Südlohn/Münster. Ein spektakulärer Drogenfund im westlichen Münsterland beschäftigt seit heute das Landgericht Münster in der Außenstelle Bocholt. In der Außenstelle Bocholt hat am Montag der Prozess gegen zwei Männer begonnen, denen die Herstellung riesiger Mengen Amphetamin vorgeworfen wird. Die beiden Angeklagten – ein 48-jähriger Niederländer aus Duisburg und ein 44-jähriger türkischer Staatsbürger – sollen in einer Lagerhalle in Südlohn ein professionelles Drogenlabor betrieben haben. Laut Ermittlern handelt es sich um einen der größten Funde von Amphetamin-Öl in Nordrhein-Westfalen. Beide Männer schweigen bislang zu den schweren Vorwürfen.

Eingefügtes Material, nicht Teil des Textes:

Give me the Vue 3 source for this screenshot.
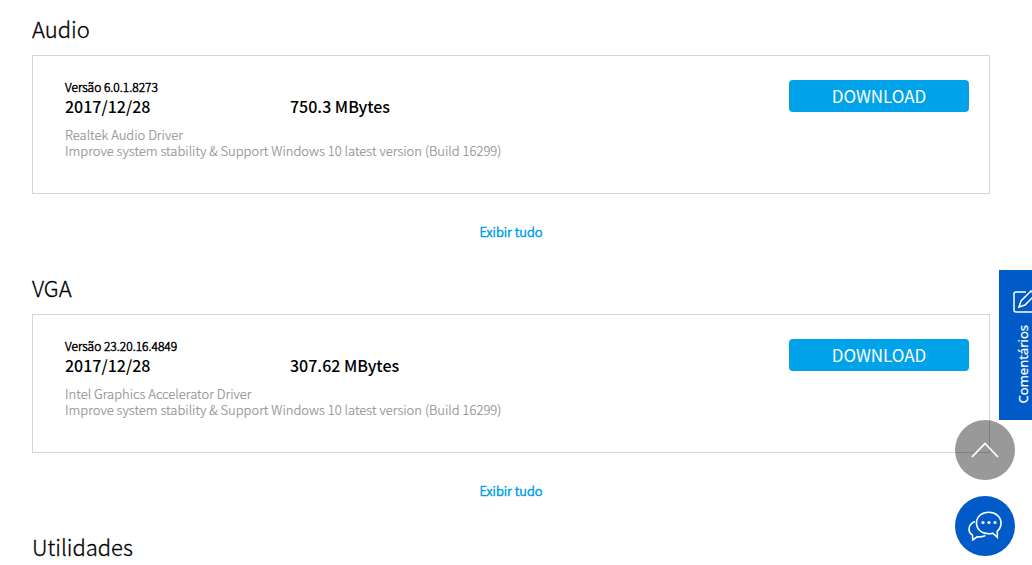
<script setup>
const sections = [
  {
    title: 'Audio',
    version: 'Versão 6.0.1.8273',
    date: '2017/12/28',
    size: '750.3 MBytes',
    name: 'Realtek Audio Driver',
    note: 'Improve system stability & Support Windows 10 latest version (Build 16299)',
  },
  {
    title: 'VGA',
    version: 'Versão 23.20.16.4849',
    date: '2017/12/28',
    size: '307.62 MBytes',
    name: 'Intel Graphics Accelerator Driver',
    note: 'Improve system stability & Support Windows 10 latest version (Build 16299)',
  },
]
</script>

<template>
  <main class="page">
    <section v-for="s in sections" :key="s.title" class="section">
      <h2 class="title">{{ s.title }}</h2>
      <article class="card">
        <div class="info">
          <p class="version">{{ s.version }}</p>
          <div class="meta">
            <span class="date">{{ s.date }}</span>
            <span>{{ s.size }}</span>
          </div>
          <p class="desc">{{ s.name }}<br />{{ s.note }}</p>
        </div>
        <button type="button" class="download">DOWNLOAD</button>
      </article>
      <a href="#" class="all">Exibir tudo</a>
    </section>
    <section>
      <h2 class="title">Utilidades</h2>
    </section>
  </main>

  <button type="button" class="feedback">
    <svg width="24" height="24" viewBox="0 0 24 24" fill="none" stroke="#fff" stroke-width="1.5" aria-hidden="true">
      <path d="M13 2H3Q1 2 1 4V20Q1 22 3 22H20Q22 22 22 20V12" />
      <path d="M6 17L8 11L18 1L22 5L12 15Z" />
    </svg>
    <span class="feedback-label">Comentários</span>
  </button>

  <button type="button" class="round top" aria-label="Voltar ao topo">
    <svg width="28" height="16" viewBox="0 0 28 16" fill="none" stroke="#fff" stroke-width="1.8" aria-hidden="true">
      <path d="M1 15L14 1.500L27 15" />
    </svg>
  </button>
  <button type="button" class="round chat" aria-label="Chat">
    <svg width="34" height="30" viewBox="0 0 34 30" fill="none" stroke="#fff" stroke-width="1.600" aria-hidden="true">
      <path d="M29.300 20.200C31.600 18.200 33 15.200 33 12C33 5.800 27.700 1.200 20.700 1.200S8.500 5.800 8.500 12S13.700 22.800 20.700 22.800C22.200 22.800 23.500 22.600 24.700 22.200L29.300 26.200Z" />
      <path d="M7 10.500C3.300 12 1 14.700 1 18.200C1 20.800 2.200 22.700 4.400 24.200L4.900 29L9.500 25.700C12.500 26.100 15.300 25.700 17.300 24.500" />
      <g fill="#fff" stroke="none">
        <circle cx="15" cy="11.500" r="1.600" />
        <circle cx="21" cy="11.500" r="1.600" />
        <circle cx="27" cy="11.500" r="1.600" />
      </g>
    </svg>
  </button>
</template>

<style>
body {
  background: #fff;
  overflow: hidden;
}
</style>

<style scoped>
.page {
  padding: 10px 42px 0 32px;
  font-family: "Noto Sans CJK SC", "Open Sans", sans-serif;
  color: #000;
}
.section {
  display: flex;
  flex-direction: column;
  height: 259px;
}
.title {
  margin: 0 0 9px;
  font-size: 22px;
  line-height: 36px;
  font-weight: 300;
  -webkit-text-stroke: 0.3px;
}
.card {
  display: flex;
  justify-content: space-between;
  align-items: flex-start;
  box-sizing: border-box;
  min-height: 139px;
  padding: 24px 20px 24px 32px;
  border: 1px solid #d5d5d5;
}
.version {
  margin: 0;
  font-size: 12px;
  line-height: 14px;
  font-weight: 300;
  -webkit-text-stroke: 0.5px;
}
.meta {
  display: flex;
  font-size: 16px;
  line-height: 24px;
  font-weight: 500;
}
.date {
  width: 225px;
}
.desc {
  margin: 9px 0 0;
  font-size: 13px;
  line-height: 16px;
  font-weight: 300;
  -webkit-text-stroke: 0.2px;
  color: #949494;
}
.download {
  width: 180px;
  height: 32px;
  padding: 0;
  border: 0;
  border-radius: 4px;
  background: #00a2ea;
  color: #fff;
  font-family: inherit;
  font-size: 17px;
  line-height: 30px;
}
.all {
  align-self: center;
  margin-top: 28px;
  font-size: 13px;
  line-height: 20px;
  font-weight: 300;
  -webkit-text-stroke: 0.6px;
  color: #00a2ea;
  text-decoration: none;
}
.feedback {
  position: fixed;
  top: 270px;
  right: 0;
  display: flex;
  flex-direction: column;
  align-items: flex-start;
  gap: 11px;
  box-sizing: border-box;
  width: 33px;
  height: 150px;
  padding: 20px 0 0 14px;
  border: 0;
  overflow: hidden;
  background: #005bc8;
  color: #fff;
}
.feedback svg {
  flex: none;
}
.feedback-label {
  writing-mode: vertical-rl;
  transform: rotate(180deg);
  font-family: "Noto Sans", sans-serif;
  font-size: 13px;
  -webkit-text-stroke: 0.2px;
  line-height: 20px;
}
.round {
  position: fixed;
  right: 17px;
  display: flex;
  align-items: center;
  justify-content: center;
  width: 60px;
  height: 60px;
  padding: 0;
  border: 0;
  border-radius: 50%;
}
.top {
  bottom: 85px;
  background: rgba(0, 0, 0, 0.4);
}
.chat {
  bottom: 9px;
  background: #005bc8;
}
</style>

Am Nachmittag des 14. November 2024 alarmierten Zeugen die Feuerwehr: Aus einer Halle an der Ladestraße in Südlohn drang dichter Rauch. Vor Ort entdeckten die Einsatzkräfte nicht nur stark dampfende Substanzen, sondern auch eine Vielzahl von Chemikalien und Laborapparaturen. Die Polizei sperrte das Gelände sofort ab. Kurze Zeit später übernahm das zuständige Fachkommissariat in Münster die Ermittlungen.
Ein Sprecher der Polizei Münster betonte bereits damals die außergewöhnliche Gefahrenlage vor Ort. Denn die Mischung aus toxischen Stoffen, brennbaren Flüssigkeiten und improvisierter Technik hätte jederzeit explodieren können. Spezialkräfte bargen unter höchsten Sicherheitsvorkehrungen große Mengen Amphetamin-Öl – im drei- bis vierstelligen Kilobereich – sowie zahlreiche Vor- und Abfallstoffe.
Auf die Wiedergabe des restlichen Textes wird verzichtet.